One indication of Sun Valley's local acceptance can be seen in full season memberships—a little over 100 this year, Corbett said, with an additional 40 holding spring/fall memberships.

Public tee times are welcomed two weeks in advance. During the June 1-Sept. 30 high season, the 18-hole rates for resort guests, with cart, are $125 while the public rates are $145, with cart. There is a nine-hole rate of $80 after 5 p.m. at Sun Valley.

Minor changes have been enacted on the course this spring. Maintenance crews improved various tee boxes and cart paths, said Tate Mills, pro shop associate. Corbett added that hole number 14 was lengthened from 508 to 562 yards from the back tees for the current season.

Sun Valley Company has outlined plans to expand its golf course by nine or 18 holes sometime in the near future. "There is a possibility of nine or maybe 18 holes later, but that all depends upon Mr. Holding," said Corbett, referring to Sun Valley resort owner Earl Holding.

The pro shop is open daily from 7 a.m. to 7 p.m. and the driving range ($3 tokens) from 7-7 except for Tuesday evenings, when it closes early for mowing.

Bigwood Golf Course

David Hardison has plenty of experience with golf in this valley.

From 1997 to 2000, he was the director of golf at Elkhorn golf club. From there, he spent a few years at Teton Pines Country Club in Jackson Hole, Wyo.

This year, Hardison returns to the Wood River Valley as head Professional for Bigwood at Thunder Spring.

After Thunder Spring incorporated in 2000, immediate improvements were made to the Bigwood course.

First among them was the spacious clubhouse, now welcoming golfers for its third year. The facility replaced the previous clubhouse, built in the 1980s that still remains intact near the third tee. That space is currently unused, but can be reserved for private functions.

This season, Hardison's main focus is two-fold at Bigwood.

On the grass, he is determined to make the popular nine-hole course a smooth operation by cutting down on back-ups in play.

In the clubhouse, the story is all about food with the opening of the Terrace Café. The all-outdoor seating café opened Memorial day weekend and is "open to the public and Zenergy club members and also for regular townfolk," said Hardison.

"It's the best deck in town," he added, noting the views of Baldy and the Boulder Mountains.

Speed of play, always an issue at Bigwood because it's a nine-hole course that plays to 18 holes, was one of Hardison's first obstacles to tackle.

By separating tee times by an extra three minutes, positive results are already visible, he said. Time is valuable to golfers and by making his course more efficient, Hardison indicated he can improve the overall atmosphere at Bigwood.

"The recreation value is much better this year," Hardison said.
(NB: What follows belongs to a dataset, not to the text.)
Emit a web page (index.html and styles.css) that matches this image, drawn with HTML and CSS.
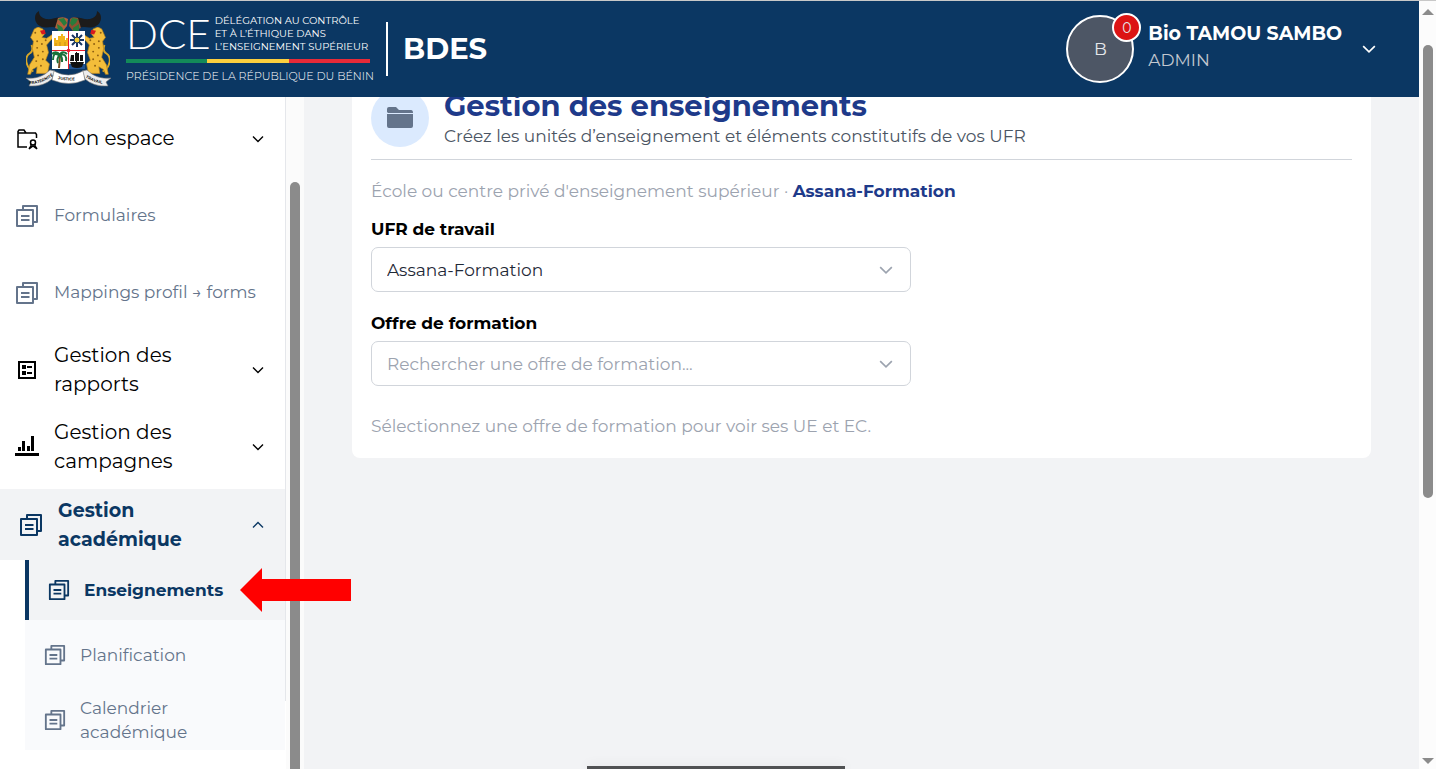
FILE: index.html
```html
<!DOCTYPE html>
<html lang="fr">
<head>
<meta charset="utf-8">
<meta name="viewport" content="width=device-width, initial-scale=1">
<title>BDES - Gestion des enseignements</title>
<link rel="stylesheet" href="styles.css">
</head>
<body>
<svg class="defs" width="0" height="0" aria-hidden="true">
  <symbol id="pages" viewBox="0 0 24 24"><g fill="none" stroke="currentColor" stroke-width="2" stroke-linejoin="round"><path d="M2 6h16v16H2z"/><path d="M8 6V2h14v16h-4M6 12h8.500M6 16h8.500"/></g></symbol>
  <symbol id="chevron" viewBox="0 0 12 8"><path d="M1 1.500l5 5 5-5" fill="none" stroke="currentColor" stroke-width="1.400"/></symbol>
  <symbol id="leopard" viewBox="0 0 28 56"><path d="M7 47C-1 43-3 32 3 28c4-2 3-7 2-9" fill="none" stroke="#d9a827" stroke-width="2"/><path d="M8 2l4-2 5 2 2 5-3 4 5 1 6-4 1 3-7 8 2 8-3 8 4 4-2 10H10l1-7-5 3-2 5H1l2-10 5-8-2-9 1-8-3-4z" fill="#f3bd3a" stroke="#b98218" stroke-width=".7"/><path d="M14 4l5-1 1 4-4 1z" fill="#d71920"/><g fill="#8d5f12"><circle cx="9" cy="6" r="1"/><circle cx="11" cy="15" r="1"/><circle cx="16" cy="18" r="1"/><circle cx="11" cy="22" r="1"/><circle cx="17" cy="26" r="1"/><circle cx="12" cy="30" r="1"/><circle cx="17" cy="34" r="1"/><circle cx="10" cy="36" r="1"/><circle cx="15" cy="41" r="1"/><circle cx="20" cy="14" r="1"/></g></symbol>
</svg>

<div class="window">
  <div class="app">
    <header class="topbar">
      <div class="brand">
        <svg class="crest" viewBox="0 0 88 78" role="img" aria-label="Armoiries du Bénin">
          <use href="#leopard" x="2" y="17" width="28" height="53"/>
          <use href="#leopard" width="28" height="53" transform="translate(86 17) scale(-1 1)"/>
          <path d="M15 1c-4 2-5 7-3 11 3 6 10 6 16 5 4 0 6 1 8 3l3-12c-6-2-10 2-17 1-4-1-7-3-7-8zM73 1c4 2 5 7 3 11-3 6-10 6-16 5-4 0-6 1-8 3L49 8c6-2 10 2 17 1 4-1 7-3 7-8z" fill="#1c1b1b"/>
          <path d="M34 8q6-2 10 1l-1 7-4 5-8-3z" fill="#b0603a"/><path d="M54 8q-6-2-8 1l-1 7 4 5 8-3z" fill="#8d5030"/>
          <path d="M34 9l6-1 3 5-3 3-3-4zM33 14l5 3 2 4h-6zM54 9l-6-1-2 5 2 3 4-3zM55 14l-6 4v3h6z" fill="#287c3b"/>
          <path d="M28 21h33v38H28z" fill="#fff"/>
          <path d="M44.500 54H61v5H44.500z" fill="#225391"/>
          <path d="M30 36v-8h2v2h2v-4h3v-2h2v2h2v4h1v-2h2v8z" fill="#f2b61c"/><path d="M32 33v3m4-4v4m5-4v4" stroke="#c98d18"/>
          <path d="M53 23v14M46 30h14M48 25l10 10m0-10l-10 10" stroke="#173763" stroke-width="2"/><circle cx="53" cy="30" r="3" fill="#f6cf35" stroke="#173763"/>
          <path d="M36 46l-1 12" stroke="#754b20" stroke-width="2"/><path d="M36 46c-6-5-7 0-7 4M36 45c-3-4-6-3-8-1M36 45c1-4 5-3 7-1M36 45c5-2 7 2 6 6M36 45c-3 2-3 6-2 8M36 45c3 3 2 6 2 7" fill="none" stroke="#18713a" stroke-width="2"/>
          <path d="M46 52h14l-2 5q-5 2-10 0zM47 45h3v6h-4zM51 43h4v8h-4zM56 45h3v6h-3zM52 42h1v11h-1z" fill="#111"/>
          <path d="M28 40.500h33M44.500 21v38" stroke="#e61b2b"/><circle cx="44.500" cy="40.500" r="1.800" fill="#e61b2b"/>
          <path d="M2 68q14 2 24-8l5 1-3 8q-9 8-23 7l2-4zM87 68q-14 2-24-8l-5 1 3 8q9 8 23 7l-2-4z" fill="#ededed" stroke="#777" stroke-width=".6"/>
          <path d="M30 61q14 8 29 0l2 9q-16 7-33 0z" fill="#fff" stroke="#777" stroke-width=".6"/>
          <path id="motto-left" d="M5 74q14 0 25-9" fill="none"/>
          <path id="motto-mid" d="M31 68q14 5 29 0" fill="none"/>
          <path id="motto-right" d="M60 66q10 8 25 8" fill="none"/>
          <g class="motto"><text><textPath href="#motto-left">FRATERNITÉ</textPath></text><text><textPath href="#motto-mid" startOffset="3">JUSTICE</textPath></text><text><textPath href="#motto-right" startOffset="2">TRAVAIL</textPath></text></g>
        </svg>
        <div class="identity">
          <div class="identity-main"><span class="dce">DCE</span><span class="delegation">DÉLÉGATION AU CONTRÔLE<br>ET À L’ÉTHIQUE DANS<br>L’ENSEIGNEMENT SUPÉRIEUR</span></div>
          <div class="flag"></div>
          <div class="presidency">PRÉSIDENCE DE LA RÉPUBLIQUE DU BÉNIN</div>
        </div>
        <div class="product">BDES</div>
      </div>
      <button class="account" type="button">
        <span class="avatar">B<span class="badge">0</span></span>
        <span class="account-text"><strong>Bio TAMOU SAMBO</strong><span>ADMIN</span></span>
        <svg class="account-chevron"><use href="#chevron"/></svg>
      </button>
    </header>

    <div class="body">
      <aside class="sidebar">
        <nav class="nav">
          <button class="item" type="button">
            <svg class="icon" viewBox="0 0 24 24" fill="none" stroke="currentColor" stroke-width="1.500"><path d="M12 20H3V4.500L4 3h5l2 3h9.500l1 1.500V11M3 6h8"/><circle cx="18" cy="15.500" r="2.500"/><path d="M16 17v2l-2 3M20 17v2l2 3M14 22l4-3 4 3"/></svg>
            <span class="label">Mon espace</span><svg class="chevron"><use href="#chevron"/></svg></button>
          <a class="item link" href="#formulaires"><svg class="icon"><use href="#pages"/></svg><span class="label">Formulaires</span></a>
          <a class="item link" href="#mappings"><svg class="icon"><use href="#pages"/></svg><span class="label">Mappings profil → forms</span></a>
          <button class="item" type="button">
            <svg class="icon" viewBox="0 0 24 24"><path d="M4 4h16v16H4z" fill="none" stroke="currentColor" stroke-width="2"/><path d="M7 7h4v4H7zM12 8h5v2h-5zM7 13h4v4H7zM12 14h5v2h-5z"/></svg>
            <span class="label">Gestion des rapports</span><svg class="chevron"><use href="#chevron"/></svg></button>
          <button class="item" type="button">
            <svg class="icon" viewBox="0 0 24 24"><path d="M0 18h24v3H0zM3 12h3v4H3zM7 6h3v10H7zM12 11h3v5h-3zM16 1h3v15h-3z"/></svg>
            <span class="label">Gestion des campagnes</span><svg class="chevron"><use href="#chevron"/></svg></button>
          <button class="item open" type="button" aria-expanded="true"><svg class="icon"><use href="#pages"/></svg><span class="label">Gestion académique</span><svg class="chevron up"><use href="#chevron"/></svg></button>
          <div class="submenu">
            <a class="sub current" href="#enseignements"><svg class="icon"><use href="#pages"/></svg><span>Enseignements</span></a>
            <a class="sub tall" href="#planification"><svg class="icon"><use href="#pages"/></svg><span>Planification</span></a>
            <a class="sub" href="#calendrier"><svg class="icon"><use href="#pages"/></svg><span>Calendrier<br>académique</span></a>
          </div>
        </nav>
        <div class="side-scroll"><div class="side-thumb"></div></div>
      </aside>

      <main class="content">
        <section class="card">
          <div class="card-head">
            <div class="round"><svg viewBox="0 0 28 24"><path d="M1 6V3q0-2 2-2h7l3 3h12q2 0 2 3H2zM1 8h26v12q0 2-2 2H3q-2 0-2-2z" fill="currentColor"/></svg></div>
            <div><h1>Gestion des enseignements</h1><p>Créez les unités d’enseignement et éléments constitutifs de vos UFR</p></div>
          </div>
          <p class="school">École ou centre privé d'enseignement supérieur · <strong>Assana-Formation</strong></p>
          <div class="field">
            <label for="ufr">UFR de travail</label>
            <div class="picker"><select id="ufr"><option>Assana-Formation</option></select><svg><use href="#chevron"/></svg></div>
          </div>
          <div class="field">
            <label for="offre">Offre de formation</label>
            <div class="picker"><select id="offre" class="empty"><option>Rechercher une offre de formation...</option></select><svg><use href="#chevron"/></svg></div>
          </div>
          <p class="hint">Sélectionnez une offre de formation pour voir ses UE et EC.</p>
        </section>
      </main>
    </div>
  </div>
  <div class="page-scroll">
    <svg class="tip" viewBox="0 0 12 6"><path d="M6 0l6 6H0z"/></svg>
    <div class="page-thumb"></div>
    <svg class="tip end" viewBox="0 0 12 6"><path d="M0 0h12L6 6z"/></svg>
  </div>
</div>
<svg class="pointer" viewBox="0 0 111 44" aria-hidden="true"><path d="M0 22L22 0v11h89v22H22v11z"/></svg>
<div class="dock"></div>
</body>
</html>
```

FILE: styles.css
```css
* { box-sizing: border-box; }
body {
  margin: 0;
  height: 100vh;
  overflow: hidden;
  background: #f2f3f5;
  color: #000;
  font: 17px/24px Montserrat, Inter, sans-serif;
}
h1, p { margin: 0; }
button { border: 0; background: none; font: inherit; color: inherit; text-align: left; }
a { color: inherit; text-decoration: none; }
.defs { position: absolute; }
.window { display: flex; height: 100vh; border-top: 1px solid #c8c8c8; }
.app { flex: 1; min-width: 0; display: flex; flex-direction: column; }

.topbar {
  flex: none;
  height: 96px;
  display: flex;
  justify-content: space-between;
  align-items: center;
  padding: 0 43px 0 24px;
  background: #0b3763;
  color: #fff;
}
.brand { display: flex; align-items: center; }
.crest { width: 88px; height: 78px; margin-right: 14px; }
.motto { font-size: 4px; font-weight: 700; fill: #222; }
.identity { width: 244px; padding-bottom: 2px; white-space: nowrap; }
.identity-main { display: flex; gap: 4px; align-items: center; height: 39px; }
.dce { font-family: Lato, sans-serif; font-size: 42px; font-weight: 300; line-height: 39px; }
.delegation { font-size: 10px; line-height: 13px; }
.flag {
  height: 4px;
  margin: 6px 0;
  background: linear-gradient(90deg, #138a59 33.3%, #fccf3e 33.3% 66.6%, #e72a38 66.6%);
}
.presidency { font-size: 11px; line-height: 14px; font-weight: 300; }
.product {
  display: flex;
  align-items: center;
  height: 54px;
  margin-left: 16px;
  padding-left: 15px;
  border-left: 2px solid #fff;
  font-size: 29px;
  font-weight: 700;
}
.account { display: flex; align-items: center; padding: 0; }
.avatar {
  position: relative;
  display: grid;
  place-items: center;
  width: 68px;
  height: 68px;
  margin-right: 14px;
  border: 2px solid #fff;
  border-radius: 50%;
  background: #4d5665;
  color: #e5e7eb;
}
.badge {
  position: absolute;
  top: -4px;
  right: -9px;
  display: grid;
  place-items: center;
  width: 29px;
  height: 29px;
  border: 2px solid #fff;
  border-radius: 50%;
  background: #dc1414;
  font-size: 14px;
}
.account-text { display: flex; flex-direction: column; line-height: 26px; color: #c3c8d0; padding-bottom: 5px; }
.account-text strong { color: #fff; font-size: 19px; font-weight: 700; }
.account-chevron { width: 14px; height: 10px; margin-left: 20px; }

.body { flex: 1; min-height: 0; display: flex; }
.sidebar { display: flex; flex: none; width: 304px; background: #fff; overflow: hidden; }
.nav {
  flex: 1;
  height: calc(100vh - 165px);
  padding-top: 3px;
  border-right: 1px solid #e5e7eb;
}
.item {
  display: flex;
  align-items: center;
  width: 100%;
  height: 77px;
  padding: 0 21px 0 15px;
  font-size: 20px;
  line-height: 29px;
}
.icon { flex: none; width: 24px; height: 24px; }
.label { flex: 1; padding: 0 36px 0 15px; }
.link { font-size: 17px; color: #64748b; }
.link .label { padding-right: 0; white-space: nowrap; }
.chevron { flex: none; width: 12px; height: 8px; }
.up { transform: rotate(180deg); }
.open { height: 71px; margin-top: 4px; padding-left: 19px; background: #f2f3f5; color: #0b3763; font-size: 19px; font-weight: 700; }
.submenu { margin-left: 25px; background: #f9fafc; color: #64748b; }
.sub { display: flex; align-items: center; gap: 14px; height: 60px; padding-left: 19px; }
.sub .icon { width: 22px; height: 22px; }
.tall { height: 70px; }
.current { border-left: 4px solid #0b3763; background: #f2f3f5; color: #0b3763; font-weight: 700; }
.side-scroll { width: 18px; padding: 85px 4px 0; background: #fbfbfb; }
.side-thumb { height: 100%; border-radius: 5px 5px 0 0; background: #8b8b8b; }

.content { flex: 1; min-width: 0; padding: 0 48px; overflow: hidden; }
.card { margin-top: -29px; padding: 20px 19px; border-radius: 8px; background: #fff; }
.card-head {
  display: flex;
  align-items: center;
  gap: 15px;
  padding-bottom: 11px;
  border-bottom: 1px solid #d1d5db;
  color: #4b5563;
}
.round { display: grid; place-items: center; width: 58px; height: 58px; border-radius: 50%; background: #dbeafe; color: #64748b; }
.round svg { width: 28px; height: 24px; }
h1 { font-size: 29px; line-height: 36px; font-weight: 700; color: #1e3a8a; }
.school { margin: 19px 0 14px; color: #9ca3af; }
.school strong { color: #1e3a8a; font-weight: 700; }
.field { width: 55%; margin-bottom: 19px; }
.field label { display: block; margin-bottom: 6px; font-weight: 700; }
.picker { position: relative; }
.picker select {
  display: block;
  width: 100%;
  height: 45px;
  padding: 0 40px 0 15px;
  border: 1px solid #d1d5db;
  border-radius: 7px;
  appearance: none;
  background: #fff;
  color: #1f2937;
  font: inherit;
}
.picker .empty { color: #9ca3af; }
.picker svg { position: absolute; right: 18px; top: 18px; width: 14px; height: 10px; color: #9ca3af; pointer-events: none; }
.hint { margin-top: 28px; color: #9ca3af; }

.page-scroll { display: flex; flex-direction: column; align-items: center; width: 17px; padding: 8px 0 5px; background: #fcfcfc; }
.tip { width: 12px; height: 6px; fill: #8b8b8b; }
.page-thumb { width: 10px; height: 60%; margin-top: 30px; border-radius: 5px; background: #8b8b8b; }
.end { margin-top: auto; }
.pointer { position: absolute; left: 240px; top: 568px; width: 111px; height: 44px; fill: #f00; }
.dock { position: absolute; left: 587px; bottom: 0; width: 258px; height: 3px; background: #505153; box-shadow: 0 0 12px rgba(0, 0, 0, .12); }
```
With average prices for golf at Bigwood under half than those at Sun Valley or Elkhorn, Hardison expects more travelers and resort guests to visit his course this season, "depending on how much they've budgeted for golf."

The regular summer rate will be $35 for 9 holes, $10 extra for a cart.

The course is "very walkable," though, Hardison said. "For people wanting a pull-cart or to carry, it's nice not being forced to take a cart," he said, referring to mandatory cart rules at Sun Valley and Elkhorn. (Only members may walk the Elkhorn course.)

With a new clubhouse, more players, and a determined state of mind, Hardison says that Bigwood "is a better course than it used to be."

Bigwood also hosts local and regional events and tournaments.